#### The problem
Can you transcribe the data exactly? Leave the pictures out.

[Source data start]

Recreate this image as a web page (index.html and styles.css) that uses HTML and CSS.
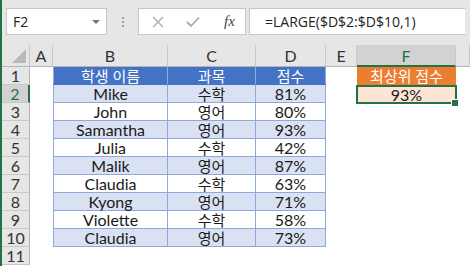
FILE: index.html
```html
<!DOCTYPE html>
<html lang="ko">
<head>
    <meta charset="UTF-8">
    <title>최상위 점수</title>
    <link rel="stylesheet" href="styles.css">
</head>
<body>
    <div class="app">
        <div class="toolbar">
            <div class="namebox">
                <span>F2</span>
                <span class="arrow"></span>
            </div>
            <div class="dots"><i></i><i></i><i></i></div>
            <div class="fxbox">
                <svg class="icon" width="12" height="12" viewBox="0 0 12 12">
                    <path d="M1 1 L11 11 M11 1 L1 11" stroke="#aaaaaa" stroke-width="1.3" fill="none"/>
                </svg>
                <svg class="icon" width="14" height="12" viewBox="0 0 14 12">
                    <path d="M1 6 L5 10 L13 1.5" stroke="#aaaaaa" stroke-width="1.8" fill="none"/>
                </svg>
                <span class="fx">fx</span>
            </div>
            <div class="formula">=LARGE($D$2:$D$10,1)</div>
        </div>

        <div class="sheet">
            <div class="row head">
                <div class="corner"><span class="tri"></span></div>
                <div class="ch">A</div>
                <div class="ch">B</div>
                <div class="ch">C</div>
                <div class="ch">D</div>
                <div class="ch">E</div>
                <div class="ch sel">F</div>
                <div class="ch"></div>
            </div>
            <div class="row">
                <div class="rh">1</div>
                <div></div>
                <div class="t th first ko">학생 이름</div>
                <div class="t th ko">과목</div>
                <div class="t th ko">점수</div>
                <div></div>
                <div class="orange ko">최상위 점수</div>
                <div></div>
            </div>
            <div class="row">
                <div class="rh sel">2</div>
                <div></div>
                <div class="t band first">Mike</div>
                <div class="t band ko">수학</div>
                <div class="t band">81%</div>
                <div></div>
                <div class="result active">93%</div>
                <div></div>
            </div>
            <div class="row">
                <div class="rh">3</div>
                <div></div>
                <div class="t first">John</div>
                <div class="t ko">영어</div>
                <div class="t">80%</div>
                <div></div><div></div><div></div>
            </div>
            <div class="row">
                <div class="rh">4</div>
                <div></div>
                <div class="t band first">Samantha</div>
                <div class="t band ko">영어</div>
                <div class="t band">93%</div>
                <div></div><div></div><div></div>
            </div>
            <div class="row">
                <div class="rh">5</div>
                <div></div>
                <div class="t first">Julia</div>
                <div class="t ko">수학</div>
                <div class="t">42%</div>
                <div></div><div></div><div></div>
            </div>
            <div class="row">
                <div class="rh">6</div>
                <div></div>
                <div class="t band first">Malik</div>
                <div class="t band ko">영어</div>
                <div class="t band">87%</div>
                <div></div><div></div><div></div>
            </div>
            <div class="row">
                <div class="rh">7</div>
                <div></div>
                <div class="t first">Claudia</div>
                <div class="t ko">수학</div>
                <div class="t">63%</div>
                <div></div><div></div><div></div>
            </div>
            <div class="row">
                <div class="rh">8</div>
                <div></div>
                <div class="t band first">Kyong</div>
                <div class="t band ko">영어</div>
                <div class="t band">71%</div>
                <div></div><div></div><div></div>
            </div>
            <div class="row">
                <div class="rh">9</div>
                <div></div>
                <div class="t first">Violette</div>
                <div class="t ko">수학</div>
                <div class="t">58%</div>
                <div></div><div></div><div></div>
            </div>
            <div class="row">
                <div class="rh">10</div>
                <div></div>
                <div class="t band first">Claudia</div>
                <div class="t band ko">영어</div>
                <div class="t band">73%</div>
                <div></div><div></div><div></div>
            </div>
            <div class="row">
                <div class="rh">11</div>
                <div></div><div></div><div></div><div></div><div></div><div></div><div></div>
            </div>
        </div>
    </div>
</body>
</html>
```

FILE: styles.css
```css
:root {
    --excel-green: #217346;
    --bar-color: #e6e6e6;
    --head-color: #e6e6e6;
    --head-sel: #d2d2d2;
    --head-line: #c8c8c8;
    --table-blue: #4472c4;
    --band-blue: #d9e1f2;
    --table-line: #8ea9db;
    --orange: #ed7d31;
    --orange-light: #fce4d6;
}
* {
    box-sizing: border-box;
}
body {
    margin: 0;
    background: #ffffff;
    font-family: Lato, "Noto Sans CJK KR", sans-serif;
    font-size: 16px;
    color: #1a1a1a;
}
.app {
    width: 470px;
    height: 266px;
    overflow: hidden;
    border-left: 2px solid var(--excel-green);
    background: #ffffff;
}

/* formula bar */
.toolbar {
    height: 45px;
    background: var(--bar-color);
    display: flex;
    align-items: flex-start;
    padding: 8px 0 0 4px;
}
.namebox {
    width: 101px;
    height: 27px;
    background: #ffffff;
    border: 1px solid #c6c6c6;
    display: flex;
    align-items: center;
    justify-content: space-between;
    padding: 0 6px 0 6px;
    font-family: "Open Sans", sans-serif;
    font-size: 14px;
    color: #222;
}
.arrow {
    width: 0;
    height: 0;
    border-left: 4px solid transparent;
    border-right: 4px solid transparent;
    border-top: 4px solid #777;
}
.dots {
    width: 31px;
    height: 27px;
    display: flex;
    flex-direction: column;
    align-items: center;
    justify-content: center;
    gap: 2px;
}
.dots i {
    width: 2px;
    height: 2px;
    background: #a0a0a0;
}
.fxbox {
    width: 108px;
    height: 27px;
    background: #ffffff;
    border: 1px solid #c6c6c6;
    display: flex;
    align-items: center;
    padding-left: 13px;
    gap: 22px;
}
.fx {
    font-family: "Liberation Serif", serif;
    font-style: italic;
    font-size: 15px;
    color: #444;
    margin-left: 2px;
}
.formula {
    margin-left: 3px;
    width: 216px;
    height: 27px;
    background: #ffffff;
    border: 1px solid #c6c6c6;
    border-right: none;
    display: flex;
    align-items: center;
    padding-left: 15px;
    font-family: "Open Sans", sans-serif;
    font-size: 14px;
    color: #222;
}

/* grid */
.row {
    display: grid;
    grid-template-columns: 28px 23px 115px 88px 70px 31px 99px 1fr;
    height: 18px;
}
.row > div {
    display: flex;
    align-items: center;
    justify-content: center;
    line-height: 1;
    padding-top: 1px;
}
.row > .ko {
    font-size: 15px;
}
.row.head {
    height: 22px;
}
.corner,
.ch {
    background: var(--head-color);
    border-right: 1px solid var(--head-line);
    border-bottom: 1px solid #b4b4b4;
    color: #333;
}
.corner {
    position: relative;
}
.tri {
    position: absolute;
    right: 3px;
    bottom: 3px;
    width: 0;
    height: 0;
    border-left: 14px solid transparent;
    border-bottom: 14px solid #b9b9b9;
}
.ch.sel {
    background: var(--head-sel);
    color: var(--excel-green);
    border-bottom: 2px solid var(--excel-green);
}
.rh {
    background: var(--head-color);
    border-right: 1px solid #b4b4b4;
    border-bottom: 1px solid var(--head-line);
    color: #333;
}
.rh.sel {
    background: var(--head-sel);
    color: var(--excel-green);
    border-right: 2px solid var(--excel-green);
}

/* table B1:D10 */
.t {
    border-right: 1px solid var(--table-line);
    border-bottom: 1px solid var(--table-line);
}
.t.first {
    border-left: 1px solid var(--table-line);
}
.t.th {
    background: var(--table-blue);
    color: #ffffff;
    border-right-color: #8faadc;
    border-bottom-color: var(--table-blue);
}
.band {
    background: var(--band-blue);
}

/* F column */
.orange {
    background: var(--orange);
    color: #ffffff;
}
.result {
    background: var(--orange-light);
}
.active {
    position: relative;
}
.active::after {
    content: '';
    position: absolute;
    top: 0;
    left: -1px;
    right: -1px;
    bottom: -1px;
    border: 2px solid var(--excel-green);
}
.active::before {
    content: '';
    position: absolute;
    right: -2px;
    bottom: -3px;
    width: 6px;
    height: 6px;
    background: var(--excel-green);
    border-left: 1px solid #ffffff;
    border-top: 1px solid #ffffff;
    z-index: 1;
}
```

[Source data end]

#### Result of this task
Recreate this image as a web page (index.html and styles.css) that uses HTML and CSS.
FILE: index.html
```html
<!DOCTYPE html>
<html lang="ko">
<head>
    <meta charset="UTF-8">
    <title>최상위 점수</title>
    <link rel="stylesheet" href="styles.css">
</head>
<body>
    <div class="app">
        <div class="toolbar">
            <div class="namebox">
                <span>F2</span>
                <span class="arrow"></span>
            </div>
            <div class="dots"><i></i><i></i><i></i></div>
            <div class="fxbox">
                <svg class="icon" width="12" height="12" viewBox="0 0 12 12">
                    <path d="M1 1 L11 11 M11 1 L1 11" stroke="#aaaaaa" stroke-width="1.3" fill="none"/>
                </svg>
                <svg class="icon" width="14" height="12" viewBox="0 0 14 12">
                    <path d="M1 6 L5 10 L13 1.5" stroke="#aaaaaa" stroke-width="1.8" fill="none"/>
                </svg>
                <span class="fx">fx</span>
            </div>
            <div class="formula">=LARGE($D$2:$D$10,1)</div>
        </div>

        <div class="sheet">
            <div class="row head">
                <div class="corner"><span class="tri"></span></div>
                <div class="ch">A</div>
                <div class="ch">B</div>
                <div class="ch">C</div>
                <div class="ch">D</div>
                <div class="ch">E</div>
                <div class="ch sel">F</div>
                <div class="ch"></div>
            </div>
            <div class="row">
                <div class="rh">1</div>
                <div></div>
                <div class="t th first ko">학생 이름</div>
                <div class="t th ko">과목</div>
                <div class="t th ko">점수</div>
                <div></div>
                <div class="orange ko">최상위 점수</div>
                <div></div>
            </div>
            <div class="row">
                <div class="rh sel">2</div>
                <div></div>
                <div class="t band first">Mike</div>
                <div class="t band ko">수학</div>
                <div class="t band">81%</div>
                <div></div>
                <div class="result active">93%</div>
                <div></div>
            </div>
            <div class="row">
                <div class="rh">3</div>
                <div></div>
                <div class="t first">John</div>
                <div class="t ko">영어</div>
                <div class="t">80%</div>
                <div></div><div></div><div></div>
            </div>
            <div class="row">
                <div class="rh">4</div>
                <div></div>
                <div class="t band first">Samantha</div>
                <div class="t band ko">영어</div>
                <div class="t band">93%</div>
                <div></div><div></div><div></div>
            </div>
            <div class="row">
                <div class="rh">5</div>
                <div></div>
                <div class="t first">Julia</div>
                <div class="t ko">수학</div>
                <div class="t">42%</div>
                <div></div><div></div><div></div>
            </div>
            <div class="row">
                <div class="rh">6</div>
                <div></div>
                <div class="t band first">Malik</div>
                <div class="t band ko">영어</div>
                <div class="t band">87%</div>
                <div></div><div></div><div></div>
            </div>
            <div class="row">
                <div class="rh">7</div>
                <div></div>
                <div class="t first">Claudia</div>
                <div class="t ko">수학</div>
                <div class="t">63%</div>
                <div></div><div></div><div></div>
            </div>
            <div class="row">
                <div class="rh">8</div>
                <div></div>
                <div class="t band first">Kyong</div>
                <div class="t band ko">영어</div>
                <div class="t band">71%</div>
                <div></div><div></div><div></div>
            </div>
            <div class="row">
                <div class="rh">9</div>
                <div></div>
                <div class="t first">Violette</div>
                <div class="t ko">수학</div>
                <div class="t">58%</div>
                <div></div><div></div><div></div>
            </div>
            <div class="row">
                <div class="rh">10</div>
                <div></div>
                <div class="t band first">Claudia</div>
                <div class="t band ko">영어</div>
                <div class="t band">73%</div>
                <div></div><div></div><div></div>
            </div>
            <div class="row">
                <div class="rh">11</div>
                <div></div><div></div><div></div><div></div><div></div><div></div><div></div>
            </div>
        </div>
    </div>
</body>
</html>
```

FILE: styles.css
```css
:root {
    --excel-green: #217346;
    --bar-color: #e6e6e6;
    --head-color: #e6e6e6;
    --head-sel: #d2d2d2;
    --head-line: #c8c8c8;
    --table-blue: #4472c4;
    --band-blue: #d9e1f2;
    --table-line: #8ea9db;
    --orange: #ed7d31;
    --orange-light: #fce4d6;
}
* {
    box-sizing: border-box;
}
body {
    margin: 0;
    background: #ffffff;
    font-family: Lato, "Noto Sans CJK KR", sans-serif;
    font-size: 16px;
    color: #1a1a1a;
}
.app {
    width: 470px;
    height: 266px;
    overflow: hidden;
    border-left: 2px solid var(--excel-green);
    background: #ffffff;
}

/* formula bar */
.toolbar {
    height: 45px;
    background: var(--bar-color);
    display: flex;
    align-items: flex-start;
    padding: 8px 0 0 4px;
}
.namebox {
    width: 101px;
    height: 27px;
    background: #ffffff;
    border: 1px solid #c6c6c6;
    display: flex;
    align-items: center;
    justify-content: space-between;
    padding: 0 6px 0 6px;
    font-family: "Open Sans", sans-serif;
    font-size: 14px;
    color: #222;
}
.arrow {
    width: 0;
    height: 0;
    border-left: 4px solid transparent;
    border-right: 4px solid transparent;
    border-top: 4px solid #777;
}
.dots {
    width: 31px;
    height: 27px;
    display: flex;
    flex-direction: column;
    align-items: center;
    justify-content: center;
    gap: 2px;
}
.dots i {
    width: 2px;
    height: 2px;
    background: #a0a0a0;
}
.fxbox {
    width: 108px;
    height: 27px;
    background: #ffffff;
    border: 1px solid #c6c6c6;
    display: flex;
    align-items: center;
    padding-left: 13px;
    gap: 22px;
}
.fx {
    font-family: "Liberation Serif", serif;
    font-style: italic;
    font-size: 15px;
    color: #444;
    margin-left: 2px;
}
.formula {
    margin-left: 3px;
    width: 216px;
    height: 27px;
    background: #ffffff;
    border: 1px solid #c6c6c6;
    border-right: none;
    display: flex;
    align-items: center;
    padding-left: 15px;
    font-family: "Open Sans", sans-serif;
    font-size: 14px;
    color: #222;
}

/* grid */
.row {
    display: grid;
    grid-template-columns: 28px 23px 115px 88px 70px 31px 99px 1fr;
    height: 18px;
}
.row > div {
    display: flex;
    align-items: center;
    justify-content: center;
    line-height: 1;
    padding-top: 1px;
}
.row > .ko {
    font-size: 15px;
}
.row.head {
    height: 22px;
}
.corner,
.ch {
    background: var(--head-color);
    border-right: 1px solid var(--head-line);
    border-bottom: 1px solid #b4b4b4;
    color: #333;
}
.corner {
    position: relative;
}
.tri {
    position: absolute;
    right: 3px;
    bottom: 3px;
    width: 0;
    height: 0;
    border-left: 14px solid transparent;
    border-bottom: 14px solid #b9b9b9;
}
.ch.sel {
    background: var(--head-sel);
    color: var(--excel-green);
    border-bottom: 2px solid var(--excel-green);
}
.rh {
    background: var(--head-color);
    border-right: 1px solid #b4b4b4;
    border-bottom: 1px solid var(--head-line);
    color: #333;
}
.rh.sel {
    background: var(--head-sel);
    color: var(--excel-green);
    border-right: 2px solid var(--excel-green);
}

/* table B1:D10 */
.t {
    border-right: 1px solid var(--table-line);
    border-bottom: 1px solid var(--table-line);
}
.t.first {
    border-left: 1px solid var(--table-line);
}
.t.th {
    background: var(--table-blue);
    color: #ffffff;
    border-right-color: #8faadc;
    border-bottom-color: var(--table-blue);
}
.band {
    background: var(--band-blue);
}

/* F column */
.orange {
    background: var(--orange);
    color: #ffffff;
}
.result {
    background: var(--orange-light);
}
.active {
    position: relative;
}
.active::after {
    content: '';
    position: absolute;
    top: 0;
    left: -1px;
    right: -1px;
    bottom: -1px;
    border: 2px solid var(--excel-green);
}
.active::before {
    content: '';
    position: absolute;
    right: -2px;
    bottom: -3px;
    width: 6px;
    height: 6px;
    background: var(--excel-green);
    border-left: 1px solid #ffffff;
    border-top: 1px solid #ffffff;
    z-index: 1;
}
```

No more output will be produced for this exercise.